Environment secretary Michael Gove has said a deposit return scheme will be introduced in the UK

The Daily Mail and others are celebrating today’s announcement of the go-ahead of the deposit return scheme for plastic bottles. But even before the official consultation begins, there is a very different view emerging among industry and environmental sources as to the government’s handling of the plastic crisis.

“Omnishambles” was the damming phrase used by one leading supplier involved in the talks, while one charity boss described the situation in Westminster as “chaos”.

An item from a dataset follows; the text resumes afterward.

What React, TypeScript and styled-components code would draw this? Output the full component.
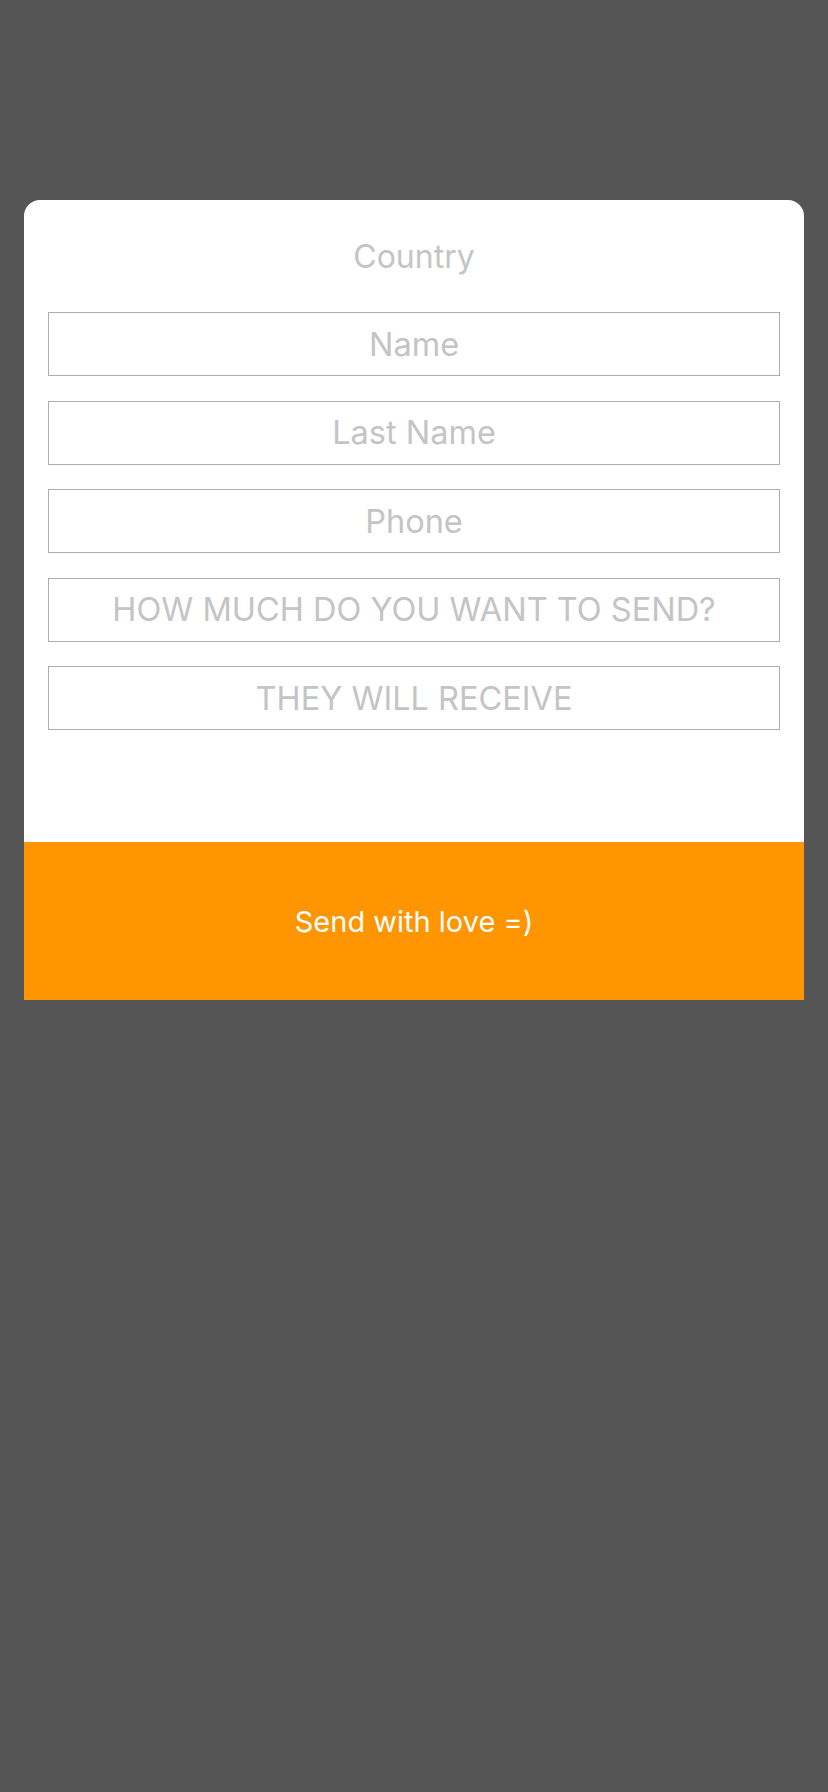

The never-ending drip-feed of confusing announcements by various ministers including, today, Michael Gove, the chancellor and the PM herself, has smacked not of a joined-up policy on plastic but of kneejerk reaction politics and one-upmanship.

Meanwhile there are still huge questions about how DRS will work with the proposed tax on single-use plastics, and how the failing PRN system currently used to incentivise recycling will be reviewed.

How will DRS be brought in in a way that doesn’t devastate local authority recycling income?

How will the move fit in with the plans due to come from Wrap next month?

These are just some of the unanswered questions, yet there is no stopping Gove, it seems.

While many welcome his arrival at Defra – in the belief that the appointment of a ‘heavyweight’ to the role would help raise the profile of the industry – there are suspicions that all may not be what it seems.

Why has DRS been announced today, when a few weeks ago the government was saying it needed to wait until the consultation?

It all looks alarmingly like certain media giants pushing for DRS are running the show – note the glowing interview with Gove today in the Mail.

A future candidate for PM? The lavish praise won’t have done him any harm. But will joined-up policymaking be lost along the way?